The premise of WoWS is similar to both World of Tanks and World of Warplanes; if you have played one of these Wargaming.net titles, you will instantly feel at home. There is the familiar out-of-battle interface, tech trees with up to ten tiers for a number of nationalities, instant-action PvP, and maps with base capture mechanics. Ship classes include destroyers, cruisers, battleships and aircraft carriers.

The gameplay we saw focused on cruiser combat, generalist vessels with moderate speed, maneuverability, firepower and a mix of torpedoes and guns. The cruiser used in the demo had a seaplane scout aircraft, which was launched at the start of the battle. Aircraft are flown by AI but follow waypoints selected by the player on an overhead map view; the first phase of the engagement involves ships launching their scouts and hunting for the enemy fleet.

In the 2013 version of World of Warships it was possible to fire a ship’s cannon with two modes: sniper and artillery. Artillery mode, which used an identical method to that in World of Tanks, has now been removed. According to the developers, artillery fire incentivized players to hang back and shell one another rather than engaging rapidly, so now all ship cannons work only in a direct fire mode.

Camera options have expanded: there are chase cameras for both your aircraft and torpedoes, allowing players to see through their scout’s eyes directly, or to watch as their torpedoes slam into the hull of a target. This is very impressive to witness, and adds to the grand cinematic feel of the naval combat.

While a ship’s cannon have a traditional crosshair/zoom targeting system, torpedoes have a dynamic spread mechanic. A player can adjust the width of the spread of his flight of torps, with a narrow spread when at close range and high accuracy fire, and a wider spread for long range, less accurate shots. Torpedo salvos when combined with the optional chase camera have a nail-biting ‘will or won’t it’ effect as you watch them close in on their target.

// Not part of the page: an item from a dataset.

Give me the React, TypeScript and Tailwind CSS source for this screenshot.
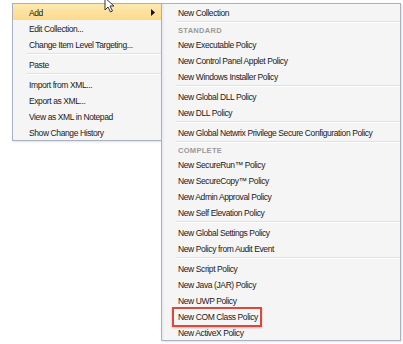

Vessels now have two metrics for health: hit points and buoyancy. If either bar hits zero, the ship sinks; some weapon systems will have more of an impact on buoyancy than on hit points.

The ship models are impressively detailed, as we have come to expect from Wargaming.net and their penchant for archival research and blueprint-based modeling. The ships we saw ranged from the pre-Dreadnaught era (approximately 1905) through World War II.

The ship classes appear to be a classic rock, paper, scissors scheme, with aircraft carriers as an intruiging real-time strategy gameplay wildcard. Destroyers are quick and hard-hitting with torpedoes yet very fragile; Cruisers are generalists with cannon, torpedoes and scout planes; Battleships are slow and heavily armored with the iconic main batteries. Meanwhile, the Aircraft Carriers can command their aircraft squadrons along waypoints from a top-down RTS-esque map view, and must remain protected by their team against direct combat. We know of four types of planes available on WoWS’s carriers: scouts, interceptors, dive bombers and torpedo bombers. No kamikazes, no submarines.

Despite the stately pace of naval battles in the real world, the developers were eager to demonstrate how rapidly the opposing teams meet and clash in World of Warships. We saw a first engagement time of approximately one minute before contact from hostile destroyers and combat gameplay.

World of Warships is easily one of my most anticipated PvP titles on the horizon. We spaceship enthusiasts are often naval warfare buffs, and we haven’t seen a quick-fix naval combat MMO since the venerable sprite-based Navyfield. WoWS is stunning to watch, and grabbed me viscerally; the E3 alpha demo already looks better than many published games. Wargaming.net has stated that they hope to have WoWS in closed beta later this year.

PS: I would like to ask you to respect my decision in this case and not spam the source in comments, whoever wants to find it can google it anyway, this is a matter of principle. Thank you.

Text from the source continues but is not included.